Planck, the Second Law of Thermodynamics, and Black‐body Radiation

Abstract

Planck’s work on black‐body radiation grew out of a failed attempt to use electrodynamics to show that entropy can never decrease, i.e., that the second law of thermodynamics is not just a statistical but a strict law of nature. This original interest is reflected in his approach to the problem of black‐body radiation. Planck derived the formula for the spectral distribution of black‐body radiation from the formula for the entropy of a resonator interacting with the radiation at its resonance frequency. He initially chose an entropy formula that gave him a black‐body radiation formula proposed by Wien. Deviations from this Wien law at low frequencies led him to adopt a new entropy formula, which gives a law that reduces to the Wien law at high frequencies and to (what is now known as) the Rayleigh‐Jeans law at low frequencies.
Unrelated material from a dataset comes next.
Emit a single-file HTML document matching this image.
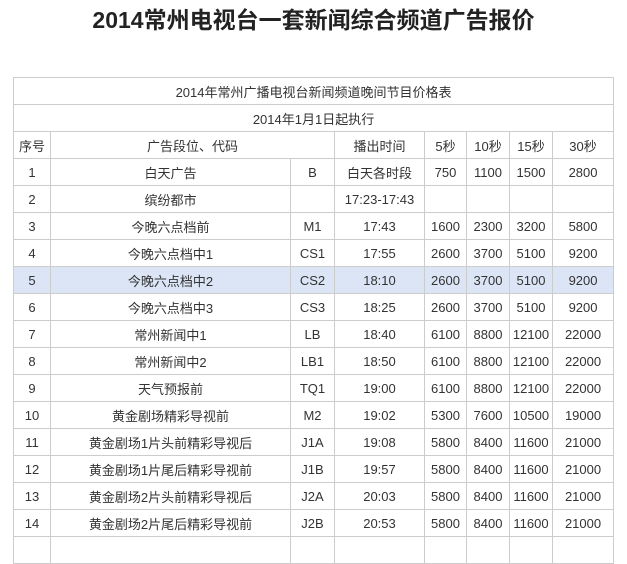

This new Planck law agreed remarkably well with all experimental data. Planck thus set out to find a derivation of the entropy formula leading to it. Although he continued to resist Boltzmann’s statistical interpretation of the second law for another decade, Planck borrowed some of Boltzmann’s techniques for this derivation. The derivation critically depends on energy elements with sizes proportional to the frequency of the radiation and Planck’s constant as the proportionality constant. Planck’s papers of 1900–01, however, leave open the question of how these energy elements are to be interpreted.